▸ **Recorded information**
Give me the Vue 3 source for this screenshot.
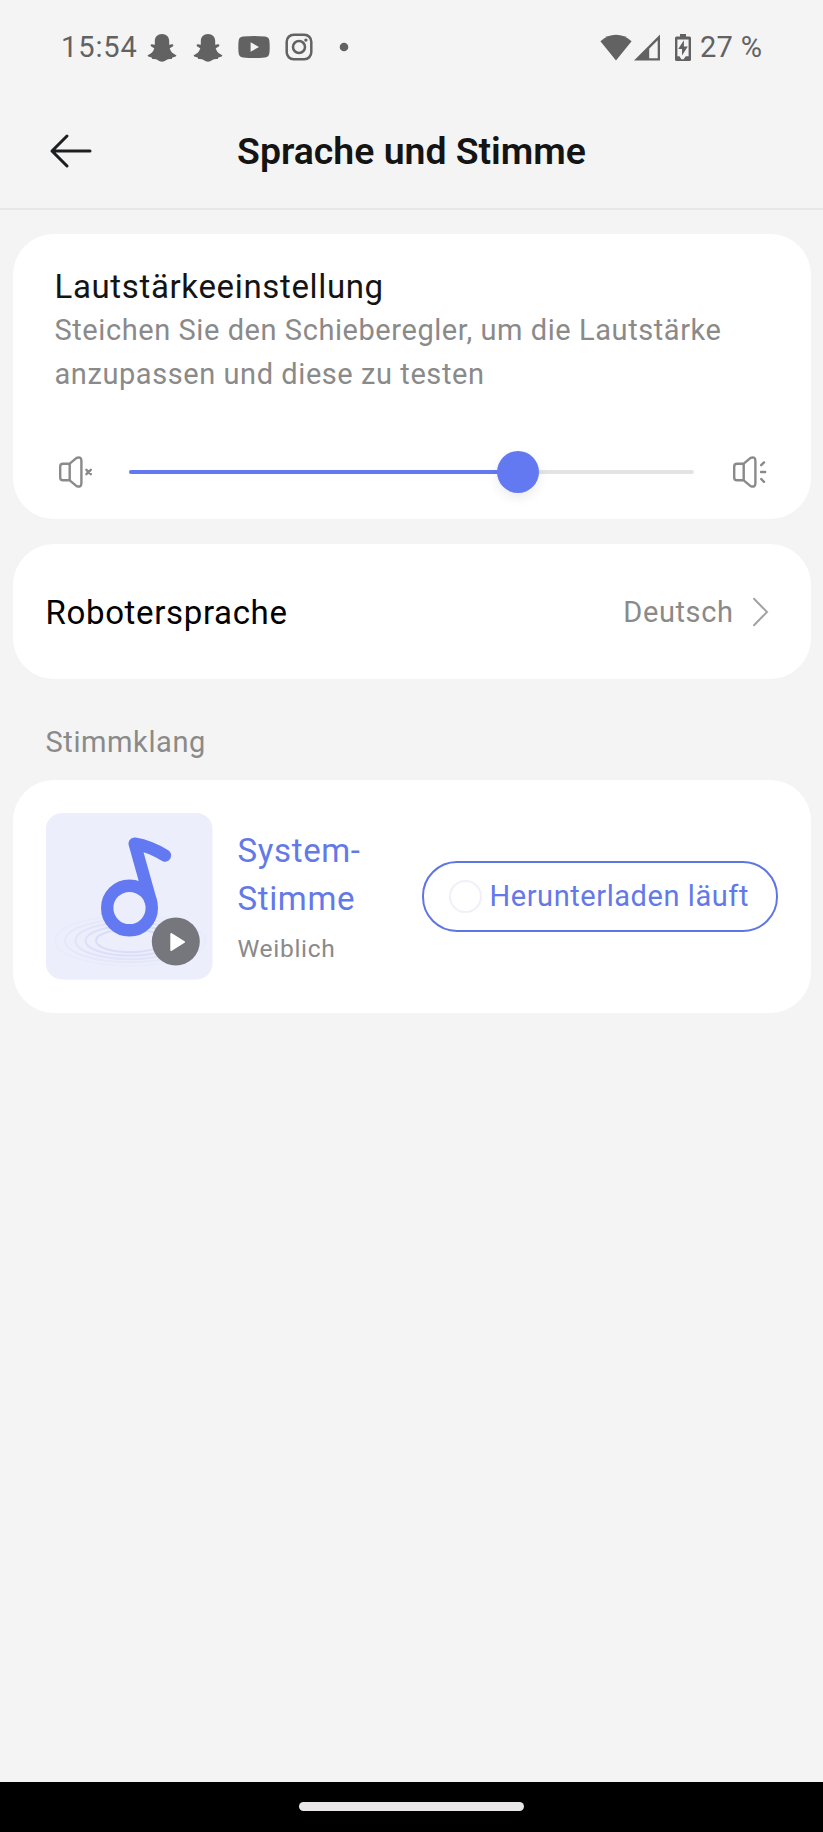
<script setup>
import { computed, ref } from 'vue'

const volume = ref(68.8)
const fillStyle = computed(() => ({ width: `${volume.value}%` }))
const thumbStyle = computed(() => ({ left: `${volume.value}%` }))

const ripples = [
  { rx: 34, ry: 11.5, o: 0.13 },
  { rx: 44.5, ry: 15, o: 0.11 },
  { rx: 54.5, ry: 18.5, o: 0.08 },
  { rx: 65, ry: 21.5, o: 0.05 },
  { rx: 75, ry: 25, o: 0.025 },
]
</script>

<template>
  <div class="screen">
    <header class="status">
      <span class="clock">15:54</span>
      <svg v-for="n in 2" :key="n" class="snap" width="30" height="28" viewBox="0 0 30 28">
        <path d="M15 0C19.4 0 22.2 3 22.2 7.2V10.8C23.4 11 24.6 9.9 25.9 10.5C26.8 11 26.4 12.2 25.4 12.8L22.7 14.3C23.6 17.6 25.8 19.8 28.8 20.9C29.9 21.4 29.3 22.3 28 22.7L25.4 23.4L24.7 25.1C22.6 24.8 20.8 25 19.3 26C16.5 28.2 13.5 28.2 10.7 26C9.2 25 7.4 24.8 5.3 25.1L4.6 23.4L2 22.7C.7 22.3 .1 21.4 1.2 20.9C4.2 19.8 6.4 17.6 7.3 14.3L4.6 12.8C3.6 12.2 3.2 11 4.1 10.5C5.4 9.9 6.6 11 7.8 10.8V7.2C7.8 3 10.6 0 15 0Z" />
      </svg>
      <svg class="video" width="32" height="22" viewBox="0 0 32 22">
        <path fill-rule="evenodd" d="M5 .6Q16 -.4 27 .6Q31 .9 31.4 5Q32 11 31.4 17Q31 21.1 27 21.4Q16 22.4 5 21.4Q1 21.1 .6 17Q0 11 .6 5Q1 .9 5 .6ZM12.6 6.3V15.7L21 11Z" />
      </svg>
      <svg class="camera" width="28" height="28" viewBox="0 0 28 28">
        <rect x="1.7" y="1.7" width="24.6" height="24.6" rx="7" fill="none" stroke="#626262" stroke-width="2.5" />
        <circle cx="14" cy="14" r="6" fill="none" stroke="#626262" stroke-width="2.5" />
        <circle cx="20.9" cy="7.1" r="1.7" />
      </svg>
      <svg class="dot" width="10" height="10" viewBox="0 0 10 10"><circle cx="5" cy="5" r="4.3" /></svg>
      <span class="spacer"></span>
      <svg class="wifi" width="32" height="27" viewBox="0 0 32 27">
        <path d="M.4 7.2C9.6 -1.4 22.4 -1.4 31.6 7.2L16 26.4Z" />
      </svg>
      <svg class="signal" width="27" height="27" viewBox="0 0 27 27">
        <path fill-rule="evenodd" d="M0 26.5L26 .5V26.5ZM15.2 14.8V24.2H23.7V6.3Z" />
      </svg>
      <svg class="battery" width="16" height="27" viewBox="0 0 16 27">
        <path fill-rule="evenodd" d="M5 0H11V2.6H14.5Q16 2.6 16 4.1V25.5Q16 27 14.5 27H1.5Q0 27 0 25.5V4.1Q0 2.6 1.5 2.6H5ZM2.4 5.4V22.2H4.4L6.4 25.2H8.6L10.8 22.2H13.6V5.4Z" />
        <path d="M8.9 6.2L3.2 15H7V21.6L12.8 12.6H8.9Z" />
      </svg>
      <span class="percent">27 %</span>
    </header>

    <nav class="nav">
      <svg class="back" width="44" height="36" viewBox="0 0 44 36">
        <path d="M18 3L3 18L18 33M3 18H41" fill="none" stroke="#1d1e20" stroke-width="3" stroke-linecap="round" stroke-linejoin="round" />
      </svg>
      <h1>Sprache und Stimme</h1>
    </nav>

    <main>
      <section class="card volume">
        <h2>Lautstärkeeinstellung</h2>
        <p>Steichen Sie den Schieberegler, um die Lautstärke<br />anzupassen und diese zu testen</p>
        <div class="slider">
          <svg class="icon" width="40" height="40" viewBox="0 0 40 40">
            <path d="M15 11.7H8Q5.2 11.7 5.2 14.5V25.5Q5.2 28.3 8 28.3H15M14.7 11.7V28.3M14.7 11.7L21.6 5.9Q26.4 4.2 26.4 9V31Q26.4 35.8 21.6 34.1L14.7 28.3" />
            <path d="M31.4 17.8L35.8 22.2M35.8 17.8L31.4 22.2" />
          </svg>
          <div class="track">
            <div class="fill" :style="fillStyle"></div>
            <div class="thumb" :style="thumbStyle"></div>
          </div>
          <svg class="icon" width="40" height="40" viewBox="0 0 40 40">
            <path d="M15 11.7H8Q5.2 11.7 5.2 14.5V25.5Q5.2 28.3 8 28.3H15M14.7 11.7V28.3M14.7 11.7L21.6 5.9Q26.4 4.2 26.4 9V31Q26.4 35.8 21.6 34.1L14.7 28.3" />
            <path d="M32.2 13.2L35 10.4M32 20H36.2M32.2 27L35 29.8" />
          </svg>
        </div>
      </section>

      <section class="card language">
        <h2>Robotersprache</h2>
        <span class="value">Deutsch</span>
        <svg width="16" height="30" viewBox="0 0 16 30">
          <path d="M1 1.8L14 15L1 28.2" fill="none" stroke="#a3a3a3" stroke-width="2" stroke-linecap="round" />
        </svg>
      </section>

      <h3>Stimmklang</h3>

      <section class="card voice">
        <svg class="cover" width="167" height="167" viewBox="0 0 167 167">
          <rect width="166.5" height="166.5" rx="16" fill="#eceefc" />
          <ellipse v-for="r in ripples" :key="r.rx" cx="84" :cy="127.7" :rx="r.rx" :ry="r.ry" fill="none" stroke="#5b6cd8" :stroke-opacity="r.o" stroke-width="2" />
          <circle cx="83.5" cy="95" r="22.3" fill="#eceefc" stroke="#6379f2" stroke-width="12.4" />
          <path d="M105 89L88.7 30.6Q104 33.2 119 42.5" fill="none" stroke="#6379f2" stroke-width="12.4" stroke-linecap="round" stroke-linejoin="round" />
          <circle cx="129.8" cy="128.5" r="24" fill="#76777d" />
          <path d="M125.3 121L138 129L125.3 137Z" fill="#fff" stroke="#fff" stroke-width="2" stroke-linejoin="round" />
        </svg>
        <div class="info">
          <div class="name">System-<br />Stimme</div>
          <div class="kind">Weiblich</div>
        </div>
        <button class="download" type="button">
          <span class="ring"></span>
          <span>Herunterladen läuft</span>
        </button>
      </section>
    </main>

    <footer class="gesture"><span></span></footer>
  </div>
</template>

<style>
body {
  background: #f4f4f4;
}
</style>

<style scoped>
.screen {
  box-sizing: border-box;
  width: 823px;
  height: 1832px;
  display: flex;
  flex-direction: column;
  overflow: hidden;
  background: #f4f4f4;
  color: #141414;
  font-family: Roboto, "Liberation Sans", sans-serif;
}
svg {
  display: block;
  flex: none;
}
h1, h2, h3, p {
  margin: 0;
  font-weight: 400;
  white-space: nowrap;
}
.status {
  height: 94px;
  flex: none;
  display: flex;
  align-items: center;
  padding: 0 0 0 61px;
  color: #626262;
  fill: #626262;
  font: 450 29px/32px Roboto, sans-serif;
}
.clock {
  width: 86px;
  letter-spacing: 0.9px;
  white-space: nowrap;
}
.snap {
  margin-right: 16px;
  position: relative;
  top: 1px;
}
.video { margin: 0 16px 0 -1px; }
.camera { margin: 0 26px 0 -1px; }
.spacer { flex: 1; }
.wifi { margin-right: 2px; }
.signal { margin-right: 14px; }
.battery { margin-right: 9px; }
.percent {
  width: 123px;
  letter-spacing: 0.3px;
  white-space: nowrap;
}
.nav {
  box-sizing: border-box;
  height: 116px;
  flex: none;
  display: grid;
  grid-template-columns: 100px 1fr 100px;
  align-items: center;
  border-bottom: 2px solid #e7e7ea;
}
.back { margin-left: 49px; }
h1 {
  text-align: center;
  font-size: 37.4px;
  line-height: 45px;
  font-weight: 600;
}
main {
  flex: 1;
  padding: 24px 12.5px 0;
}
.card {
  box-sizing: border-box;
  background: #fff;
  border-radius: 41px;
}
h2 {
  font-size: 33px;
  letter-spacing: 0.65px;
}
.volume {
  height: 284.5px;
  padding: 32px 41.5px 0 42px;
}
.volume h2 { line-height: 42px; }
.volume p {
  font-size: 29px;
  line-height: 44px;
  letter-spacing: 0.57px;
  color: #8a8a8a;
}
.slider {
  display: flex;
  align-items: center;
  height: 42px;
  margin-top: 55px;
}
.icon {
  fill: none;
  stroke: #8a8a8a;
  stroke-width: 2.4;
  stroke-linecap: round;
  stroke-linejoin: round;
}
.track {
  position: relative;
  flex: 1;
  height: 4px;
  margin: 0 35px 0 34px;
  border-radius: 2px;
  background: #e3e3e3;
}
.fill {
  height: 4px;
  border-radius: 2px;
  background: #6379f2;
}
.thumb {
  position: absolute;
  top: -19px;
  width: 42px;
  height: 42px;
  margin-left: -21px;
  border-radius: 50%;
  background: #6379f2;
  box-shadow: 0 5px 12px rgba(0, 0, 0, 0.08);
}
.language {
  display: flex;
  align-items: center;
  height: 135px;
  margin-top: 25.5px;
  padding: 0 42px 0 33px;
}
.language h2 {
  flex: 1;
  padding-top: 2px;
  color: #000;
}
.value {
  margin-right: 19px;
  font-size: 29px;
  letter-spacing: 0.6px;
  color: #8a8a8a;
}
h3 {
  margin: 41px 0 15.5px 33px;
  font-size: 29px;
  line-height: 44px;
  letter-spacing: 0.6px;
  color: #8a8a8a;
}
.voice {
  display: flex;
  align-items: center;
  height: 233px;
  padding: 0 33px;
}
.info {
  flex: 1;
  margin-left: 25px;
}
.name {
  margin-top: 2px;
  font-size: 33px;
  line-height: 48px;
  letter-spacing: 0.65px;
  color: #6379e8;
}
.kind {
  margin-top: 8px;
  font-size: 24.6px;
  line-height: 36px;
  letter-spacing: 0.65px;
  color: #8a8a8a;
}
.download {
  box-sizing: border-box;
  display: flex;
  align-items: center;
  width: 356px;
  height: 71px;
  padding: 0 0 0 25px;
  border: 2px solid #6075e4;
  border-radius: 35px;
  background: #fff;
  color: #6379e8;
  font-family: inherit;
  font-size: 29px;
  letter-spacing: 0.57px;
  white-space: nowrap;
}
.ring {
  box-sizing: border-box;
  flex: none;
  width: 33px;
  height: 33px;
  margin-right: 8px;
  border: 2px solid #f0f0fa;
  border-radius: 50%;
}
.gesture {
  flex: none;
  display: flex;
  justify-content: center;
  height: 50.5px;
  background: #000;
}
.gesture span {
  width: 225px;
  height: 9px;
  margin-top: 20.5px;
  border-radius: 5px;
  background: #e8e6e6;
}
</style>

▸ **What is required**
From the top of the listing above, repeat each line exactly until you reach the line containing "const thumbStyle = computed(()", and repeat that one too. Leave the pictures out.

▸ **Task result**
Give me the Vue 3 source for this screenshot.
<script setup>
import { computed, ref } from 'vue'

const volume = ref(68.8)
const fillStyle = computed(() => ({ width: `${volume.value}%` }))
const thumbStyle = computed(() => ({ left: `${volume.value}%` }))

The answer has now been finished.